Impact sur la structuration de l’offre ESG

La vague de rebranding a eu un effet domino sur la structuration de l’offre ESG en Europe. Plusieurs fonds ont été rétrogradés de l’Article 9 à l’Article 8 ou ont vu leur objectif d’investissement durable révisé à la baisse. Ce phénomène reflète une volonté de rester conforme tout en maintenant une certaine flexibilité de gestion.

En parallèle, une nouvelle génération de produits fait son apparition : fonds à trajectoire Net Zéro, stratégies de transition climatique, obligations à impact, etc. Ces produits se positionnent de manière plus transparente, avec des indicateurs de performance extra-financière concrets et des engagements temporels mesurables. Cette évolution est perçue comme un progrès qualitatif dans la finance durable européenne.

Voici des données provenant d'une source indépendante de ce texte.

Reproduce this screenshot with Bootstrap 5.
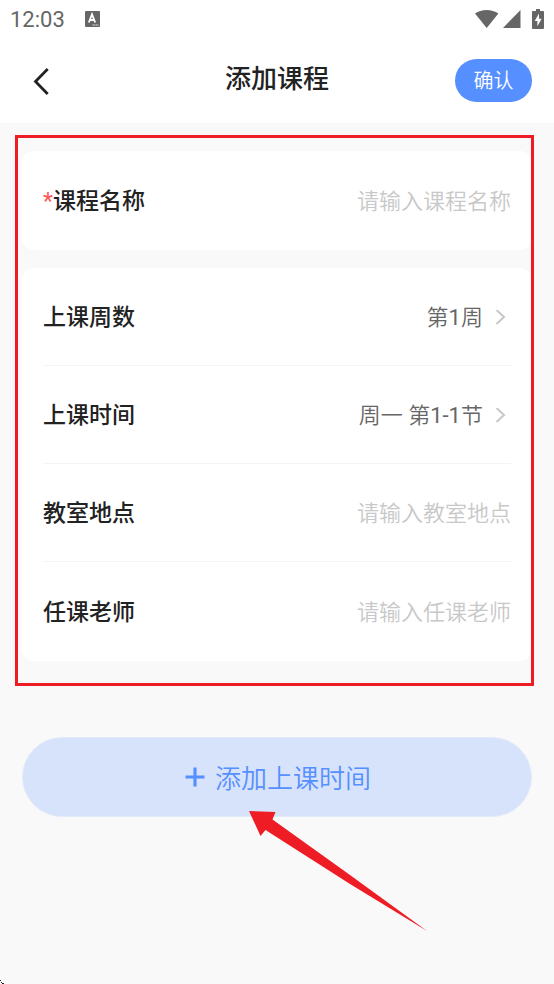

Analyse récapitulative de Bruno Boggiani, CEO de Strateggyz – Green Finance

Bruno Boggiani, expert reconnu de la finance durable et fondateur de Strateggyz, partage une lecture critique mais optimiste de cette phase de transformation :

« L’ESMA a joué son rôle de garde-fou en posant des lignes rouges claires. Ce que nous observons aujourd’hui, ce n’est pas un recul de la finance durable, mais sa professionnalisation. Certains acteurs ont dû ajuster leur offre car ils n’étaient pas en mesure de prouver ce qu’ils affirmaient. Cela renforce la crédibilité globale du marché. »

Pour Boggiani, cette régulation agit comme un révélateur : elle distingue les initiatives sincères des démarches marketing approximatives. Il anticipe un mouvement vers une standardisation des métriques ESG et appelle les gestionnaires à développer des méthodologies robustes pour documenter leur impact réel.

Enfin, il note que la notion de « transition » – encore floue pour beaucoup – gagnera en clarté à mesure que les régulateurs, les investisseurs et les entreprises aligneront leurs attentes sur des trajectoires de décarbonation crédibles et socialement responsables.